Eran las reflexiones que solían hacerse los investigadores de la muerte: ¿y si? ¿Y si la persona no hubiera decidido comprarse una cajetilla de cigarrillos en aquel establecimiento donde casualmente dos atracadores armados mantenían como rehén al dependiente en la trastienda? ¿Y si alguien no hubiera decidido salir a vaciar la caja donde duerme el gato justo en el momento en que un recluso evadido de la cárcel estaba cerca de su casa? ¿Y si alguien no se hubiera peleado con su amante y se hubiera alejado hecho una furia en su automóvil justo en el momento en que un conductor borracho doblaba una esquina circulando en contra dirección?
—¿Ve usted la autopista a algo más de un kilómetro de aquí? —preguntó Marino.
—Sí. Hay una vía de seguridad poco antes de la salida que da acceso a este barrio —recordé—. Puede que dejara su automóvil allí, suponiendo que hiciera el resto del camino a pie.
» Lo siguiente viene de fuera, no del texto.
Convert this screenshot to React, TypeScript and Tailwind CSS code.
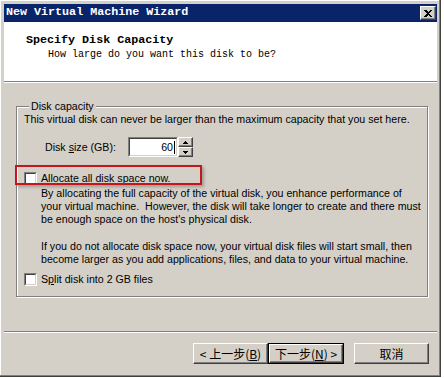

—Sí, la vía de seguridad —dijo enigmáticamente Marino—. Se cierra a medianoche.
Encendí otro cigarrillo y tuve en cuenta el dicho según el cual un buen investigador tiene que pensar como las personas a las que pretende atrapar.
—¿Qué hubiera hecho usted en su lugar? —pregunté.
—¿En su lugar?
—Si usted hubiera sido el asesino.
—¿Si fuera un artista como Matt Petersen o si fuera un vulgar maníaco que acecha a las mujeres y las estrangula por las buenas?
—Lo segundo —contesté—. Vamos a suponer lo segundo.
—Mire, doctora, usted no lo entiende —dijo Marino riéndose tras haberme puesto un cebo—. Hubiera tenido que preguntarme cuál habría sido la diferencia. Porque no habría ninguna. Lo que yo le digo es que, si yo hubiera sido un asesino del tipo que fuera, hubiera hecho prácticamente lo mismo... no importa lo que yo sea en mi vida cotidiana, donde trabajo y actúo como todo el mundo. Cuando cambio de papel, me comporto exactamente igual que todos los tíos que hacen estas cosas. Tanto si soy un médico como si soy un abogado o un jefe indio.
—Siga.
Y lo hizo.
—Todo empieza cuando la veo y mantengo con ella algún tipo de contacto. A lo mejor, he ido a su casa a venderle algo o a entregarle unas flores y, cuando me abre la puerta, una vocecita dentro de mi cabeza me dice: «Esa es». A lo mejor, soy un obrero de la construcción que trabajo cerca de allí y la veo ir y venir sola. Me fijo en ella. A lo mejor, la sigo durante una semana y averiguo todo lo que puedo sobre ella y sus costumbres. Averiguo, por ejemplo, qué luces encendidas significan que está despierta y qué luces apagadas significan que se ha ido a dormir, cómo es su coche y cosas así.
—¿Y por qué precisamente ella? —pregunté—. De entre todas las mujeres del mundo, ¿por qué ella?
Marino reflexionó brevemente.
—Despierta algo en mí.
—¿Por su aspecto?
—Tal vez —contestó Marino—. Pero tal vez es su actitud. Es una mujer que trabaja. Tiene una bonita casa, lo cual significa que es lo bastante lista como para saber ganarse bien la vida. A veces, las profesionales son un poco presumidas. A lo mejor, no me gustó su manera de tratarme. A lo mejor, ofendió mi virilidad, dándome a entender que era poco para ella.
—Casi todas las víctimas son profesionales —dije—. Pero también es verdad que casi todas las mujeres que viven solas desarrollan una actividad laboral —añadí.